Part of that mix is a program that provides assistance to adjoining property owners who are single-family homeowners living in federally designated lower-income Community Development Block Grant areas. For the sidewalk repair assistance program the city splits the cost 50-50 with the homeowner, Wason said.
Another part of the city’s approach is to mitigate vertically misaligned slabs by grinding them flush. Wason said the city also contracts with a company to grind down sidewalk panels that have heaved less than 2 inches apart. That’s way more economical than replacing a sidewalk slab, Wason said.
The city uses the inventory data, as well as complaints about specific sidewalks, to select 50 to 100 properties per year for notification. Wason said. Commercial areas tend to have higher pedestrian traffic, so sidewalks in those areas get higher priority, Wason said.
Techniques for calculating sidewalk repair priority
In recent weeks, Bloomington resident Mark Stosberg has collaborated with city GIS staff to obtain the 2017-18 sidewalk condition inventory in a form he can use for further analysis.

Stosberg is working on a way to map out priority areas for Bloomington to target for sidewalk repair, based on “poor” sidewalk conditions and other factors, like density—where the density of buildings is used as a proxy for density of pedestrians in an area.
Stosberg is using the Urban Institute’s Spatial Equity Tool to get a tentative idea of the benefit of repairing sidewalks in his algorithm’s high priority areas—for groups like lower-income residents, or renters who are cost-burdened.
The UI’s tool was one way Stosberg approached his analysis last year of the historical fund allocations made by city council sidewalk committee.
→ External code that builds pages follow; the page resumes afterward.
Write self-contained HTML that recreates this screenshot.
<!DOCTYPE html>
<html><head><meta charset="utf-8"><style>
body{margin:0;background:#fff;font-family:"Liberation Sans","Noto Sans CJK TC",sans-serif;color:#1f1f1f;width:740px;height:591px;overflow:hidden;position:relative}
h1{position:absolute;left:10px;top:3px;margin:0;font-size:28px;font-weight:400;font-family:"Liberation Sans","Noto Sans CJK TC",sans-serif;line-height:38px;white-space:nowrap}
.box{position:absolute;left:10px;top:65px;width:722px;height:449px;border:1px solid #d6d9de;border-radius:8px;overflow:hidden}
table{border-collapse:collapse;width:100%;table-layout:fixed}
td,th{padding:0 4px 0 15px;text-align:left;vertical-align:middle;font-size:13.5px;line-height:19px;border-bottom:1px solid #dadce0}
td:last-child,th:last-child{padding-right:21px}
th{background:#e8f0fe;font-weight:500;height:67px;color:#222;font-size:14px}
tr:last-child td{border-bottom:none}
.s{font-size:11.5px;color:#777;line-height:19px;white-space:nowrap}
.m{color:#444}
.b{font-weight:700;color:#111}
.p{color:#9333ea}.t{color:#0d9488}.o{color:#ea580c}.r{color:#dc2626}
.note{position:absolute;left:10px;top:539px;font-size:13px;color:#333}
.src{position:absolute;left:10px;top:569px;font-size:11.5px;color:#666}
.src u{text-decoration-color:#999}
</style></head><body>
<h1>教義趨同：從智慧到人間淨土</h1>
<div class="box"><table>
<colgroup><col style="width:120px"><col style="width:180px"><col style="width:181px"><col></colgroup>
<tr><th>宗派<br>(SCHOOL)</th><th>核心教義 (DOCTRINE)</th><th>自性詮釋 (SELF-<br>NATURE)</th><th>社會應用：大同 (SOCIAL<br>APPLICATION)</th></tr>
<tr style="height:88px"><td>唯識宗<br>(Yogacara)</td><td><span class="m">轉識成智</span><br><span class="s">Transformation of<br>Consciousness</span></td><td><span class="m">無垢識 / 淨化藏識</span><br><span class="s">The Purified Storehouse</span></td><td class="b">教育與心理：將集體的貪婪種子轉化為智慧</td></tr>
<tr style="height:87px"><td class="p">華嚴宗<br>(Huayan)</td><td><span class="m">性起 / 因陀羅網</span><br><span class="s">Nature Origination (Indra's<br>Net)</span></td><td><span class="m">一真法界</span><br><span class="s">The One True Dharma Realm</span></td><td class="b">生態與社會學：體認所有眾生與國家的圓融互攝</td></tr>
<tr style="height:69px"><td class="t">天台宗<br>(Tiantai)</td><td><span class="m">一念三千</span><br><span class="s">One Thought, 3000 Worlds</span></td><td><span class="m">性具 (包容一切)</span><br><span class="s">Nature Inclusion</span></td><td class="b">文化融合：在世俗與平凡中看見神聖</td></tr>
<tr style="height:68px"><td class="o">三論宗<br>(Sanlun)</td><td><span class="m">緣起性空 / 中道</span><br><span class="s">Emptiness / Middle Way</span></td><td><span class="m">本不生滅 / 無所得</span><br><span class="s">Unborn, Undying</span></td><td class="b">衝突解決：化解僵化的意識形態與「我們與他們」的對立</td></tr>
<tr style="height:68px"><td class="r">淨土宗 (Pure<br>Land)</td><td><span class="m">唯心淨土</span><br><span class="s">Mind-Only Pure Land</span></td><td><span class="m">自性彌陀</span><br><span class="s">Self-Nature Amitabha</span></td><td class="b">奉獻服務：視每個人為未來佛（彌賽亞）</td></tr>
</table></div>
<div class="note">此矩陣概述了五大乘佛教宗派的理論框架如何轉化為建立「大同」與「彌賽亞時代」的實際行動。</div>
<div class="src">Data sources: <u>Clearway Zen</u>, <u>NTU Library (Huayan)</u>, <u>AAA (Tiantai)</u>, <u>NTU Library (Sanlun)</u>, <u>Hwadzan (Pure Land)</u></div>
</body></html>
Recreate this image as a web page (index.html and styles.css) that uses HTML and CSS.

Stosberg’s analysis led the council to fold its sidewalk committee’s duties into those of its transportation committee.
Responding to a question from The B Square, public works director Adam Wason said he had not yet seen Stosberg’s project on the mapping out of sidewalk repair priorities, but was familiar with some of Stosberg’s previous work.
Wason added, “We need to get together with him, because this is the first I’ve heard that he’s working on that!”